One of the easier things to recognize might be shared values. Just realizing we are feeling comfortable in a given situation and around certain people can lead us to conclude we anew in a setting with shared values. It can be more difficult to understand what those shared values are. When we are young our values are shaped primarily by our families. I have read that a child’s values are largely formed in the first three years of life. They form so naturally that most children just assume that the way their family looks at things is the way everyone does.
One of the first things that help us identify our values is how our family spends its time. My father was a teacher. There were five children in my family. My mother did not work outside our home. For this and other reasons, my father worked all the time. He had several part-time jobs throughout the school year and a full-time job in the summer. None of these jobs paid very well, and, especially his summer job, demanded long hours, seven days a week.
This schedule did not include family vacations. I can’t recall more than three trips we took while I was growing up. Two of these were to visit relatives and friends. I grew up in an area where people come every year for vacation. I’ve always known vacations are part of the shared value system of many people. It was just not part of my shared values growing up. The shared values I developed centered around my family and my church. They also included a strong work ethic.
As a teenager, I spent most of my time with young people from several groups. There was our youth group at church. The rest were people, mostly from a band, with whom I shared interests and values. The process of discovering shared values continued. Since I chose to go to college, I spent four years with people whose values included an appreciation for higher education.
The career I prepared for required three years of graduate school. This is a result of shared values. Here again, I found more people with whom to develop shared values. In the process of education, I met the person I have been privileged to share my life with. Our relationship demonstrates that people who share values can have very different views of life. It also demonstrates that shared values can expand or even change. One of our shared values has become travel. Recently we passed a sort of a milestone. We have now traveled in all fifty states. This is not a specific goal. It was rather a result of our shared value of travel and experiencing new places and things.

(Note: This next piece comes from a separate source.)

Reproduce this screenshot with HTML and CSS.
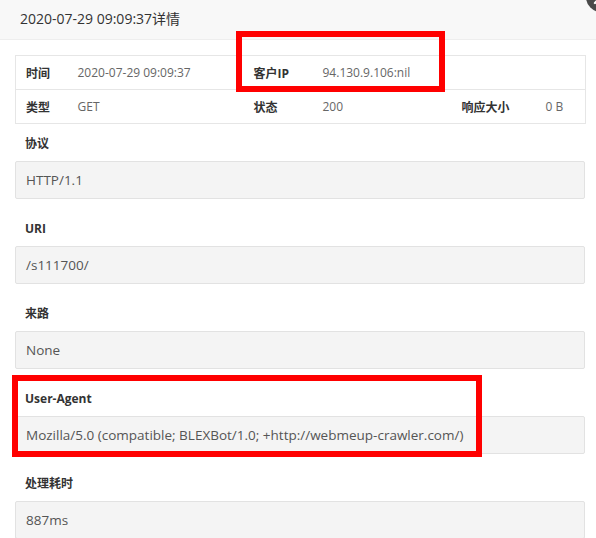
FILE: index.html
```html
<!DOCTYPE html>
<html lang="zh-CN">
<head>
    <meta charset="UTF-8">
    <meta name="viewport" content="width=device-width, initial-scale=1.0">
    <title>详情</title>
    <link rel="stylesheet" href="styles.css">
</head>
<body>
    <div class="layer">
        <div class="layer-title">2020-07-29 09:09:37详情</div>
        <span class="layer-close">
            <svg width="30" height="30" viewBox="0 0 30 30">
                <circle cx="15" cy="15" r="15" fill="#4a4a4a"/>
                <path d="M9 9 L21 21 M21 9 L9 21" stroke="#fff" stroke-width="2.4" stroke-linecap="round"/>
            </svg>
        </span>

        <div class="layer-content">
            <table class="info">
                <colgroup>
                    <col class="c1"><col class="c2"><col class="c3"><col class="c4"><col class="c5"><col class="c6">
                </colgroup>
                <tr>
                    <th>时间</th><td>2020-07-29 09:09:37</td>
                    <th>客户IP</th><td colspan="3">94.130.9.106:nil</td>
                </tr>
                <tr>
                    <th>类型</th><td>GET</td>
                    <th>状态</th><td>200</td>
                    <th>响应大小</th><td>0 B</td>
                </tr>
            </table>

            <div class="field">
                <label>协议</label>
                <div class="box">HTTP/1.1</div>
            </div>
            <div class="field">
                <label>URI</label>
                <div class="box">/s111700/</div>
            </div>
            <div class="field">
                <label>来路</label>
                <div class="box">None</div>
            </div>
            <div class="field">
                <label>User-Agent</label>
                <div class="box">Mozilla/5.0 (compatible; BLEXBot/1.0; +http://webmeup-crawler.com/)</div>
            </div>
            <div class="field">
                <label>处理耗时</label>
                <div class="box">887ms</div>
            </div>
        </div>

        <!-- red marks drawn over the screenshot -->
        <div class="mark mark-ip"></div>
        <div class="mark mark-ua"></div>
    </div>
</body>
</html>
```

FILE: styles.css
```css
* {
    padding: 0;
    margin: 0;
    box-sizing: border-box;
}
html, body {
    background: #fff;
    overflow: hidden;
}
body {
    font-family: "Open Sans", "Noto Sans CJK SC", sans-serif;
    font-size: 14px;
    color: #333;
}
.layer {
    position: relative;
    width: 596px;
    height: 538px;
}
.layer-title {
    height: 40px;
    line-height: 38px;
    padding-left: 20px;
    background: #f8f8f8;
    border-bottom: 1px solid #eee;
    color: #333;
    font-size: 14px;
}
.layer-close {
    position: absolute;
    left: 586px;
    top: -18px;
    width: 30px;
    height: 30px;
}
.layer-content {
    padding: 15px 11px 0 15px;
}
table.info {
    width: 570px;
    border-collapse: collapse;
    table-layout: fixed;
    border: 1px solid #e6e6e6;
    font-size: 12px;
}
col.c1 { width: 52px; }
col.c2 { width: 176px; }
col.c3 { width: 69px; }
col.c4 { width: 139px; }
col.c5 { width: 84px; }
col.c6 { width: 50px; }
table.info th, table.info td {
    height: 34px;
    padding: 0 0 0 10px;
    text-align: left;
    border-bottom: 1px solid #e6e6e6;
    white-space: nowrap;
}
table.info th {
    font-weight: bold;
    color: #333;
}
table.info td {
    color: #666;
}
.field label {
    display: block;
    padding: 10px 0 7px 10px;
    line-height: 20px;
    font-size: 12px;
    font-weight: bold;
    color: #333;
}
.field + .field {
    margin-top: 10px;
}
.box {
    height: 38px;
    line-height: 36px;
    width: 570px;
    padding-left: 10px;
    background: #f4f4f4;
    border: 1px solid #e2e2e2;
    border-radius: 2px;
    color: #555;
    font-size: 13.5px;
    white-space: nowrap;
}
.mark {
    position: absolute;
    border: 6px solid #ff0000;
}
.mark-ip {
    left: 236px;
    top: 31px;
    width: 209px;
    height: 61px;
}
.mark-ua {
    left: 12px;
    top: 375px;
    width: 470px;
    height: 82px;
}
```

I have been blessed in my life to be able to pursue two different careers, each for more than twenty years. This is a result of shared values involving helping others attain their goals in life. My most enduring relationships over all this still encompass many shared values. I am pleased that whatever happens in life, my values sustain me and give me the strength to keep going. There are many voices today literally shouting at us what others think our values should be. Sometimes those voices can drown out our inner voice, the one that reminds us of what our values are. The relationships in which we experience these shared values help keep us directed and focused, even in the midst of the loud distracting voices telling us things we know are not true.
As we move forward, it is a good idea from time to time to reflect on our shared values. How did we come to have them? With whom do we share them? What do they mean in a world with more conflict all the time? As we move forward, let our shared values continue to give us guidance and strength to live through whatever life brings us.